[Begin SOURCE EXCERPT]
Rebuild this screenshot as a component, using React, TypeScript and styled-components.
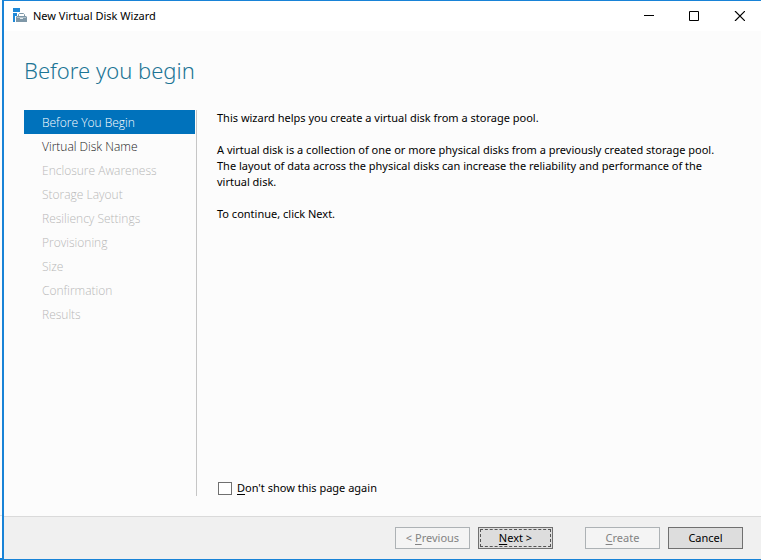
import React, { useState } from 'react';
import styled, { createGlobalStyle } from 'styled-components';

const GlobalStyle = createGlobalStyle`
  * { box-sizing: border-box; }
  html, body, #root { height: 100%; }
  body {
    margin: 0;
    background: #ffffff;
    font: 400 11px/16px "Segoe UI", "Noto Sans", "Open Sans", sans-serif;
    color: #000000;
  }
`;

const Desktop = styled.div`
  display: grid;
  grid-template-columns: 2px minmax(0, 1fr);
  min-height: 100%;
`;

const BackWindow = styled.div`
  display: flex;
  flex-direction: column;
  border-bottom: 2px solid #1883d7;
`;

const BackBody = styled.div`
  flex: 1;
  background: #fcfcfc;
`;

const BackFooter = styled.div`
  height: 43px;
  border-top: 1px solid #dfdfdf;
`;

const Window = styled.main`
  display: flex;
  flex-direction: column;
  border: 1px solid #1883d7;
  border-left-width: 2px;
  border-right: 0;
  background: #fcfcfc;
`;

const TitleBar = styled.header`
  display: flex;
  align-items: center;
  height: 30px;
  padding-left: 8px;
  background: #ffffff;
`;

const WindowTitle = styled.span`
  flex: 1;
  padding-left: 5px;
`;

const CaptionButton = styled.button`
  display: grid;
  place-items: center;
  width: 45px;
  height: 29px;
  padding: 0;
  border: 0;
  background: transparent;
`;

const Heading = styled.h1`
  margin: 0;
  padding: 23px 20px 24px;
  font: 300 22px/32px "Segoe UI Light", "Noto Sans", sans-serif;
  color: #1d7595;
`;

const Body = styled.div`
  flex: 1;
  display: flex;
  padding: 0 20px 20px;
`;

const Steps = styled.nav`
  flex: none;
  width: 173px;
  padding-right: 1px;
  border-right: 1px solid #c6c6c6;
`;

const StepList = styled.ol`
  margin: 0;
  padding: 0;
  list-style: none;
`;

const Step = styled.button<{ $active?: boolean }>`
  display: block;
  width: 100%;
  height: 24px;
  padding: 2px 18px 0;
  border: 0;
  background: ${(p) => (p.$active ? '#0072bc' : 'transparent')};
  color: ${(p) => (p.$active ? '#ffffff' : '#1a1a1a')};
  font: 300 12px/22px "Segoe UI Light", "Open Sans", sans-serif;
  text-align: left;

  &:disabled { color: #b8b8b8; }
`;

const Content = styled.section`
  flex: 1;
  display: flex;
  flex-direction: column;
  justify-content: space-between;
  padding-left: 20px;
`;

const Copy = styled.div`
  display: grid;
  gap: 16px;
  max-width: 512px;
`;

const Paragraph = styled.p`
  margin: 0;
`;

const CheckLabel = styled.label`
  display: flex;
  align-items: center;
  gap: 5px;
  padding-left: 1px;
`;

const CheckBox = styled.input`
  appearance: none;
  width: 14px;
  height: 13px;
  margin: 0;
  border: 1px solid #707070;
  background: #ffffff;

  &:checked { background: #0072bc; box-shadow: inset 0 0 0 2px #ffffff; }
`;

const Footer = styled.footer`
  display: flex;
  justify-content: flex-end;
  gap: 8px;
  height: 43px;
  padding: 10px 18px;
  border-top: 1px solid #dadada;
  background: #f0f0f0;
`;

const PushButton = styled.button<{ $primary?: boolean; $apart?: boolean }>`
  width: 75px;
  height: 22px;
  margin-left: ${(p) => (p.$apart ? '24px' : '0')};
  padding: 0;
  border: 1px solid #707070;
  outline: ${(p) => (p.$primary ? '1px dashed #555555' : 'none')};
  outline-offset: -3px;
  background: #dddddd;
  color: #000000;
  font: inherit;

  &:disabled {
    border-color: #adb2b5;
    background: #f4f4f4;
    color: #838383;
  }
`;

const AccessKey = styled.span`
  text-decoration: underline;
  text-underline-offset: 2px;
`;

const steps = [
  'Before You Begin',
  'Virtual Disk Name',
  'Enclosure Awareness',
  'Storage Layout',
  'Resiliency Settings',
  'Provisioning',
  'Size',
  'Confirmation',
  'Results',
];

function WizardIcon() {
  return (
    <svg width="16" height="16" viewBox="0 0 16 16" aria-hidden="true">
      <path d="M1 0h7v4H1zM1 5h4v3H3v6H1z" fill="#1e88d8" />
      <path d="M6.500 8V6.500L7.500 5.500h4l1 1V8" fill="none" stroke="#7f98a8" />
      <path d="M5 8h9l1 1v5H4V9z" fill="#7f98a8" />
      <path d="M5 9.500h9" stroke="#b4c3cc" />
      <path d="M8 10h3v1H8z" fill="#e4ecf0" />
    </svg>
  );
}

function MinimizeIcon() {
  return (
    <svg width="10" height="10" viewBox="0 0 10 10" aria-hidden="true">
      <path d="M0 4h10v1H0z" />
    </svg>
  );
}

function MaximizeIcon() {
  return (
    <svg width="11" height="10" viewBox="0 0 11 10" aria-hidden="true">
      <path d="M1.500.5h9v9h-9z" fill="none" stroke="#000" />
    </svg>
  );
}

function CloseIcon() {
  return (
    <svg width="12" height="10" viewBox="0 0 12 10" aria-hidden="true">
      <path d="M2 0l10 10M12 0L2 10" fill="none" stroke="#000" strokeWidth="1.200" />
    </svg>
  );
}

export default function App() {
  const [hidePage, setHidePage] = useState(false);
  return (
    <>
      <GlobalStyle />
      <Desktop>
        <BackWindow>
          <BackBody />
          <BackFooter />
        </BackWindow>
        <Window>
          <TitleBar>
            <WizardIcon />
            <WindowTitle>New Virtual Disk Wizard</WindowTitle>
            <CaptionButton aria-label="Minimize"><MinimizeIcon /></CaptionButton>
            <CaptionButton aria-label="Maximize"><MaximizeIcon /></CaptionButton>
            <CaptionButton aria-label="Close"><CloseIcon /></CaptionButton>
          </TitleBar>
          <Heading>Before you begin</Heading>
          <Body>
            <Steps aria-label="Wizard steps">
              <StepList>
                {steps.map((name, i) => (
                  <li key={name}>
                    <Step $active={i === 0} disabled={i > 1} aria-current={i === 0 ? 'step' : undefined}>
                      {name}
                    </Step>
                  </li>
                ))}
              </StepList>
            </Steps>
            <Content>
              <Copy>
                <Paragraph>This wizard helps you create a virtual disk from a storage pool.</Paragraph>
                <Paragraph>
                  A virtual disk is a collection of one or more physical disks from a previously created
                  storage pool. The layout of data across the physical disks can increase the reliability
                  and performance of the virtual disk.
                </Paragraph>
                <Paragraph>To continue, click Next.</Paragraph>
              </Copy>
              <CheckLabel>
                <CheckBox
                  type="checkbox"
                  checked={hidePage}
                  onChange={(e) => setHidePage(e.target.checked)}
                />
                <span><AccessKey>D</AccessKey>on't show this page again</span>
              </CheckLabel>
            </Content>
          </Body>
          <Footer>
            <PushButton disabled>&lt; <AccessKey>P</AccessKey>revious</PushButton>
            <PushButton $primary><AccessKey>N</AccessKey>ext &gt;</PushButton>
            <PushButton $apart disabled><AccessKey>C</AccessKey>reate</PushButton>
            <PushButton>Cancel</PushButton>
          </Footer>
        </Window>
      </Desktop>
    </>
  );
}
[End SOURCE EXCERPT]
- SHORT EXERCISE: Leaving out the pictures, repeat the data above exactly.

- ANSWER TO THE TASK:
Rebuild this screenshot as a component, using React, TypeScript and styled-components.
import React, { useState } from 'react';
import styled, { createGlobalStyle } from 'styled-components';

const GlobalStyle = createGlobalStyle`
  * { box-sizing: border-box; }
  html, body, #root { height: 100%; }
  body {
    margin: 0;
    background: #ffffff;
    font: 400 11px/16px "Segoe UI", "Noto Sans", "Open Sans", sans-serif;
    color: #000000;
  }
`;

const Desktop = styled.div`
  display: grid;
  grid-template-columns: 2px minmax(0, 1fr);
  min-height: 100%;
`;

const BackWindow = styled.div`
  display: flex;
  flex-direction: column;
  border-bottom: 2px solid #1883d7;
`;

const BackBody = styled.div`
  flex: 1;
  background: #fcfcfc;
`;

const BackFooter = styled.div`
  height: 43px;
  border-top: 1px solid #dfdfdf;
`;

const Window = styled.main`
  display: flex;
  flex-direction: column;
  border: 1px solid #1883d7;
  border-left-width: 2px;
  border-right: 0;
  background: #fcfcfc;
`;

const TitleBar = styled.header`
  display: flex;
  align-items: center;
  height: 30px;
  padding-left: 8px;
  background: #ffffff;
`;

const WindowTitle = styled.span`
  flex: 1;
  padding-left: 5px;
`;

const CaptionButton = styled.button`
  display: grid;
  place-items: center;
  width: 45px;
  height: 29px;
  padding: 0;
  border: 0;
  background: transparent;
`;

const Heading = styled.h1`
  margin: 0;
  padding: 23px 20px 24px;
  font: 300 22px/32px "Segoe UI Light", "Noto Sans", sans-serif;
  color: #1d7595;
`;

const Body = styled.div`
  flex: 1;
  display: flex;
  padding: 0 20px 20px;
`;

const Steps = styled.nav`
  flex: none;
  width: 173px;
  padding-right: 1px;
  border-right: 1px solid #c6c6c6;
`;

const StepList = styled.ol`
  margin: 0;
  padding: 0;
  list-style: none;
`;

const Step = styled.button<{ $active?: boolean }>`
  display: block;
  width: 100%;
  height: 24px;
  padding: 2px 18px 0;
  border: 0;
  background: ${(p) => (p.$active ? '#0072bc' : 'transparent')};
  color: ${(p) => (p.$active ? '#ffffff' : '#1a1a1a')};
  font: 300 12px/22px "Segoe UI Light", "Open Sans", sans-serif;
  text-align: left;

  &:disabled { color: #b8b8b8; }
`;

const Content = styled.section`
  flex: 1;
  display: flex;
  flex-direction: column;
  justify-content: space-between;
  padding-left: 20px;
`;

const Copy = styled.div`
  display: grid;
  gap: 16px;
  max-width: 512px;
`;

const Paragraph = styled.p`
  margin: 0;
`;

const CheckLabel = styled.label`
  display: flex;
  align-items: center;
  gap: 5px;
  padding-left: 1px;
`;

const CheckBox = styled.input`
  appearance: none;
  width: 14px;
  height: 13px;
  margin: 0;
  border: 1px solid #707070;
  background: #ffffff;

  &:checked { background: #0072bc; box-shadow: inset 0 0 0 2px #ffffff; }
`;

const Footer = styled.footer`
  display: flex;
  justify-content: flex-end;
  gap: 8px;
  height: 43px;
  padding: 10px 18px;
  border-top: 1px solid #dadada;
  background: #f0f0f0;
`;

const PushButton = styled.button<{ $primary?: boolean; $apart?: boolean }>`
  width: 75px;
  height: 22px;
  margin-left: ${(p) => (p.$apart ? '24px' : '0')};
  padding: 0;
  border: 1px solid #707070;
  outline: ${(p) => (p.$primary ? '1px dashed #555555' : 'none')};
  outline-offset: -3px;
  background: #dddddd;
  color: #000000;
  font: inherit;

  &:disabled {
    border-color: #adb2b5;
    background: #f4f4f4;
    color: #838383;
  }
`;

const AccessKey = styled.span`
  text-decoration: underline;
  text-underline-offset: 2px;
`;

const steps = [
  'Before You Begin',
  'Virtual Disk Name',
  'Enclosure Awareness',
  'Storage Layout',
  'Resiliency Settings',
  'Provisioning',
  'Size',
  'Confirmation',
  'Results',
];

function WizardIcon() {
  return (
    <svg width="16" height="16" viewBox="0 0 16 16" aria-hidden="true">
      <path d="M1 0h7v4H1zM1 5h4v3H3v6H1z" fill="#1e88d8" />
      <path d="M6.500 8V6.500L7.500 5.500h4l1 1V8" fill="none" stroke="#7f98a8" />
      <path d="M5 8h9l1 1v5H4V9z" fill="#7f98a8" />
      <path d="M5 9.500h9" stroke="#b4c3cc" />
      <path d="M8 10h3v1H8z" fill="#e4ecf0" />
    </svg>
  );
}

function MinimizeIcon() {
  return (
    <svg width="10" height="10" viewBox="0 0 10 10" aria-hidden="true">
      <path d="M0 4h10v1H0z" />
    </svg>
  );
}

function MaximizeIcon() {
  return (
    <svg width="11" height="10" viewBox="0 0 11 10" aria-hidden="true">
      <path d="M1.500.5h9v9h-9z" fill="none" stroke="#000" />
    </svg>
  );
}

function CloseIcon() {
  return (
    <svg width="12" height="10" viewBox="0 0 12 10" aria-hidden="true">
      <path d="M2 0l10 10M12 0L2 10" fill="none" stroke="#000" strokeWidth="1.200" />
    </svg>
  );
}

export default function App() {
  const [hidePage, setHidePage] = useState(false);
  return (
    <>
      <GlobalStyle />
      <Desktop>
        <BackWindow>
          <BackBody />
          <BackFooter />
        </BackWindow>
        <Window>
          <TitleBar>
            <WizardIcon />
            <WindowTitle>New Virtual Disk Wizard</WindowTitle>
            <CaptionButton aria-label="Minimize"><MinimizeIcon /></CaptionButton>
            <CaptionButton aria-label="Maximize"><MaximizeIcon /></CaptionButton>
            <CaptionButton aria-label="Close"><CloseIcon /></CaptionButton>
          </TitleBar>
          <Heading>Before you begin</Heading>
          <Body>
            <Steps aria-label="Wizard steps">
              <StepList>
                {steps.map((name, i) => (
                  <li key={name}>
                    <Step $active={i === 0} disabled={i > 1} aria-current={i === 0 ? 'step' : undefined}>
                      {name}
                    </Step>
                  </li>
                ))}
              </StepList>
            </Steps>
            <Content>
              <Copy>
                <Paragraph>This wizard helps you create a virtual disk from a storage pool.</Paragraph>
                <Paragraph>
                  A virtual disk is a collection of one or more physical disks from a previously created
                  storage pool. The layout of data across the physical disks can increase the reliability
                  and performance of the virtual disk.
                </Paragraph>
                <Paragraph>To continue, click Next.</Paragraph>
              </Copy>
              <CheckLabel>
                <CheckBox
                  type="checkbox"
                  checked={hidePage}
                  onChange={(e) => setHidePage(e.target.checked)}
                />
                <span><AccessKey>D</AccessKey>on't show this page again</span>
              </CheckLabel>
            </Content>
          </Body>
          <Footer>
            <PushButton disabled>&lt; <AccessKey>P</AccessKey>revious</PushButton>
            <PushButton $primary><AccessKey>N</AccessKey>ext &gt;</PushButton>
            <PushButton $apart disabled><AccessKey>C</AccessKey>reate</PushButton>
            <PushButton>Cancel</PushButton>
          </Footer>
        </Window>
      </Desktop>
    </>
  );
}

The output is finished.